■ WRITTEN INSTRUCTION
Can you print the data exactly and leave out each image?

■ AVAILABLE DATA
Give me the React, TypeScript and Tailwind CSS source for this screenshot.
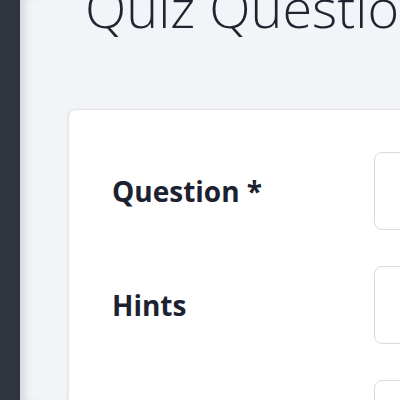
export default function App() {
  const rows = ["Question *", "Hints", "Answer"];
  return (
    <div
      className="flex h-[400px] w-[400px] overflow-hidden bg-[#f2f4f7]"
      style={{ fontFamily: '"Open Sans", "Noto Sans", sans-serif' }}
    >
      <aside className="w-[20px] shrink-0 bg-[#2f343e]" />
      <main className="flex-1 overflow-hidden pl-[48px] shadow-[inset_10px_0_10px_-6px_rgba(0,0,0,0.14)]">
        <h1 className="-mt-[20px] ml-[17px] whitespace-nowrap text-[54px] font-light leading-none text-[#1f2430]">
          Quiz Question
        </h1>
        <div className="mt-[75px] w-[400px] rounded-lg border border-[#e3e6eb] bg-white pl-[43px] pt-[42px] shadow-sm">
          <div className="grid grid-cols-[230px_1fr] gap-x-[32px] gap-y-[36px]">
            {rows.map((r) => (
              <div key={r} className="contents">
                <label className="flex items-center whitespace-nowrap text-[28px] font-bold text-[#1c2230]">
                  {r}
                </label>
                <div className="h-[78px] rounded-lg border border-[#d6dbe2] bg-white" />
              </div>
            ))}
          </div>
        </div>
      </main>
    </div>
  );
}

■ SOLUTION TO THE PROBLEM
Give me the React, TypeScript and Tailwind CSS source for this screenshot.
export default function App() {
  const rows = ["Question *", "Hints", "Answer"];
  return (
    <div
      className="flex h-[400px] w-[400px] overflow-hidden bg-[#f2f4f7]"
      style={{ fontFamily: '"Open Sans", "Noto Sans", sans-serif' }}
    >
      <aside className="w-[20px] shrink-0 bg-[#2f343e]" />
      <main className="flex-1 overflow-hidden pl-[48px] shadow-[inset_10px_0_10px_-6px_rgba(0,0,0,0.14)]">
        <h1 className="-mt-[20px] ml-[17px] whitespace-nowrap text-[54px] font-light leading-none text-[#1f2430]">
          Quiz Question
        </h1>
        <div className="mt-[75px] w-[400px] rounded-lg border border-[#e3e6eb] bg-white pl-[43px] pt-[42px] shadow-sm">
          <div className="grid grid-cols-[230px_1fr] gap-x-[32px] gap-y-[36px]">
            {rows.map((r) => (
              <div key={r} className="contents">
                <label className="flex items-center whitespace-nowrap text-[28px] font-bold text-[#1c2230]">
                  {r}
                </label>
                <div className="h-[78px] rounded-lg border border-[#d6dbe2] bg-white" />
              </div>
            ))}
          </div>
        </div>
      </main>
    </div>
  );
}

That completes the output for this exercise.